Let \(G\) be a random graph on a countably infinite number of nodes. For a specific infinite graph \(g\), let \(\sigma(g)\) be a relabeling of the vertices by a permutation \(\sigma\). Suppose that the distribution of the random graph \(G\) is such that \[P(G=g) = P(G=\sigma(g))\] for all \(\sigma\) and all \(g\). A distribution on infinite graphs that has this property is called infinitely exchangeable.
If a distribution is infinitely exchangeable, then there exists an alternative representation of the distribution. For \(i,j \in 1, 2, \dots\), let \(\alpha, \xi_i, \xi_j, \lambda_{ij}\) be independent Uniform[0,1] random variables. For any infinitely exchangeable distribution, there exists a function \(g\) such that the adjacency matrix can be represented as \[A_{ij} = g(\alpha, \xi_i, \xi_j, \lambda_{ij}).\] \(\alpha\) is unidentifiable, \((\xi_i, \xi_j)\) are the interesting statistical bits, and \(\lambda_{ij}\) determines the coin flip for the \(i,j\)th element. This can be naturally parameterized as \[w(u,v) = P[A_{ij} = 1 | \xi_i = u, \xi_j = v].\]
The function \(w\) does not uniquely determine the distribution. However, if \(w_1\) and \(w_2\) define the same distribution, then there exists a measure preserving transformation \(\phi:[0,1]\rightarrow[0,1]\) such that \(w_1(u,v) = w_2(\phi(u),\phi(v))\).
The function \(W\) should be interpreted as the function \(w\). As far as I know, these two theories were developed completely independently. Moreover, Aldous and Hoover developed the “exchangeability” theory independently of each other.
This model was proposed by Hoff, Raftery, and Handcock. Here again, I believe that it was developed independently of Aldous, independently of Hoover, and independently of Lovasz and Szegedy.
The latent space model says that each actor \(i\) in the social network is assigned to a latent position \(z_i\) and that conditional on these latent positions, all edges are conditionally independent, \[P(A|z_1, \dots, z_n) = \prod_{i \ne j} P(A_ij | z_i, z_j).\] This model can also incorporate observed covariates \(x_{ij} \in R^d\). For example, \[logit(P(A_ij | z_i, z_j, x_{ij})) = x_{ij} \beta + d(z_i,z_j) \gamma, \] where \(d\) is some distance in the latent space. For example, perhaps the latent variables are sampled from a mixture of normal’s in two dimensions. Then, \(d\) could be the euclidean distance or the \(\ell_1\) distance between the points. The original paper proposes estimating the distance matrix \(D\), \(D_{ij} = d(z_i, z_j)\), without specifying the latent space of the choice of metric.

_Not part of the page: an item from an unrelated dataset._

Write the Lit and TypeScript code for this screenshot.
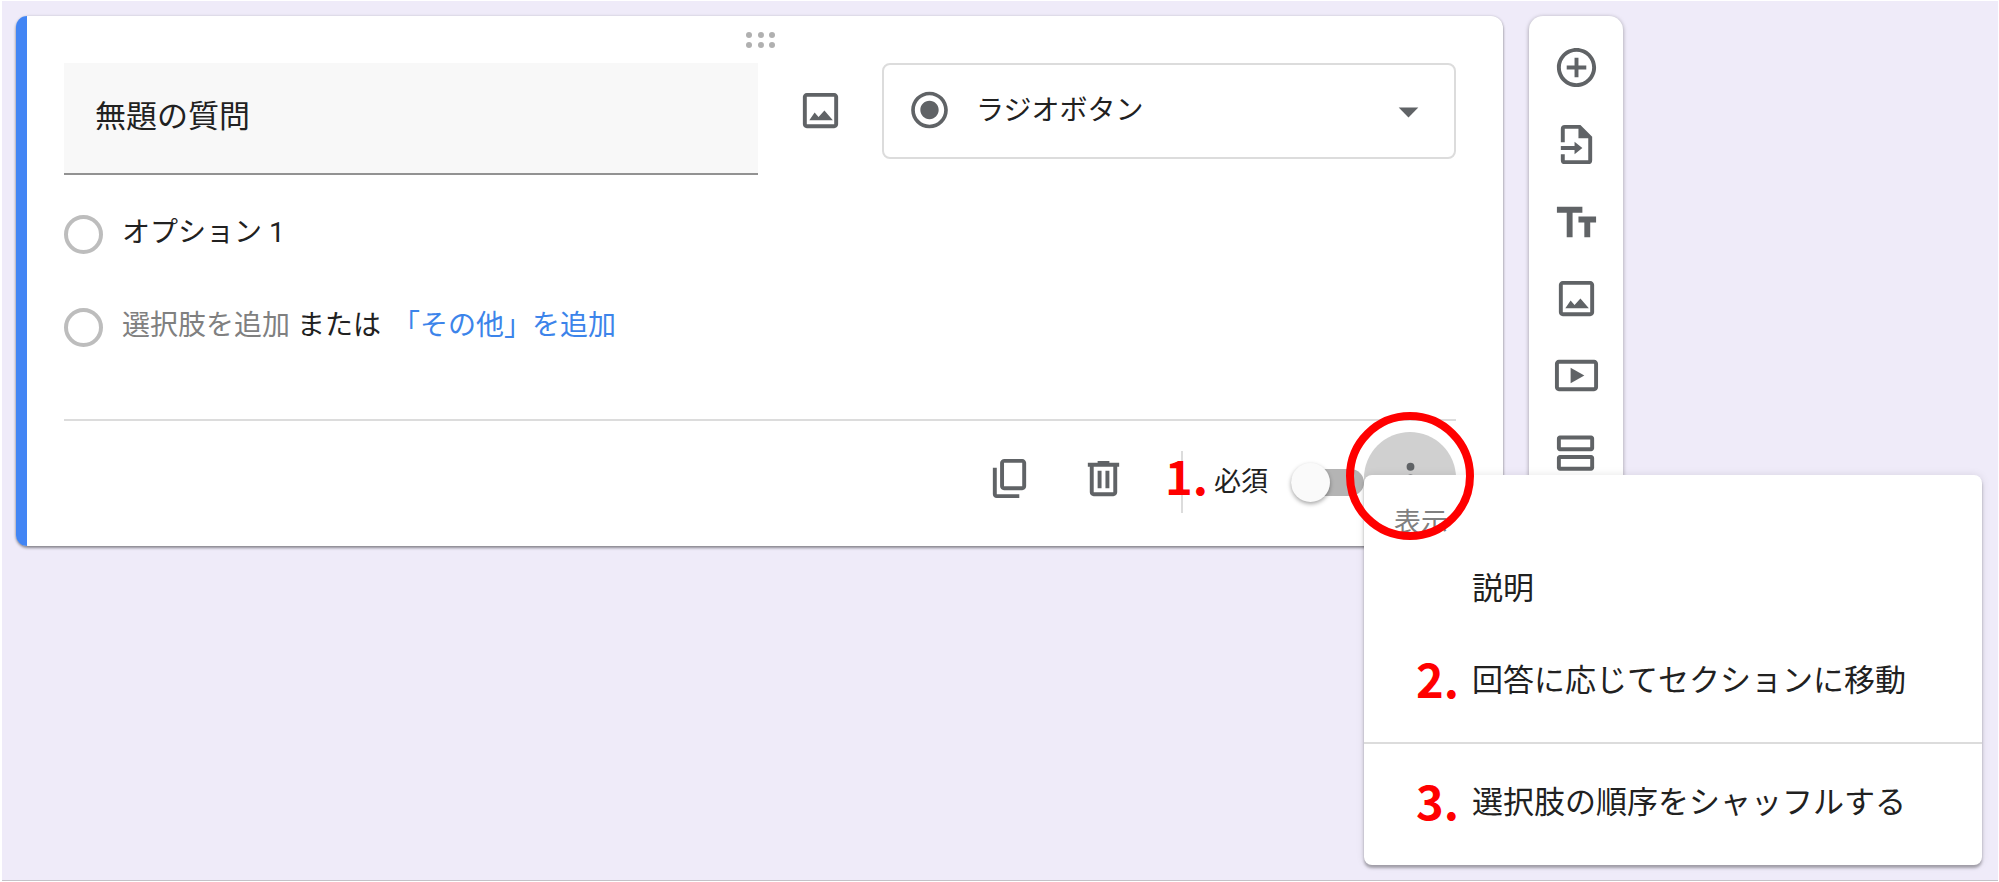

For \(i = 1, \dots, n\), sample a vector \(z_i\) from some distribution \(F\). In the random dot product model (RDPM), \[P(A_{ij} = 1 | z_i, z_j) = f(z_i^T z_j)\] for some (“link”) function \(f\).
In one sense, this is a type of latent space model. However, I have found that when I say “the latent space model”, people assume that I am talking about modeling with “distances”; I’d hope to only use it to refer to the conditional independence relationship, but perhaps we should reserve this for “The Aldous-Hoover” representation.
If you assume that \(f\) is the identity function and assume a dense limit, then there is a CLT results for the elements of the eigenvectors of the resulting adjacency matrix.
This is a generalization of the Chung and Lu model, where the dimension of the vector \(z_i\) is one.
For node feature-vectors \(u_1, \dots, u_n\), \[P(A_{ij} = 1) = u_i^T \Lambda u_j\] for some diagonal matrix \(\Lambda\). This model was (obviously) developed independently of the RDPM. A key insight of the eigenmodel is that it can model any latent distance model, but the converse is not true.
This is a type of RDPM, where the distribution \(F\) is only supported on \(K\) unique points.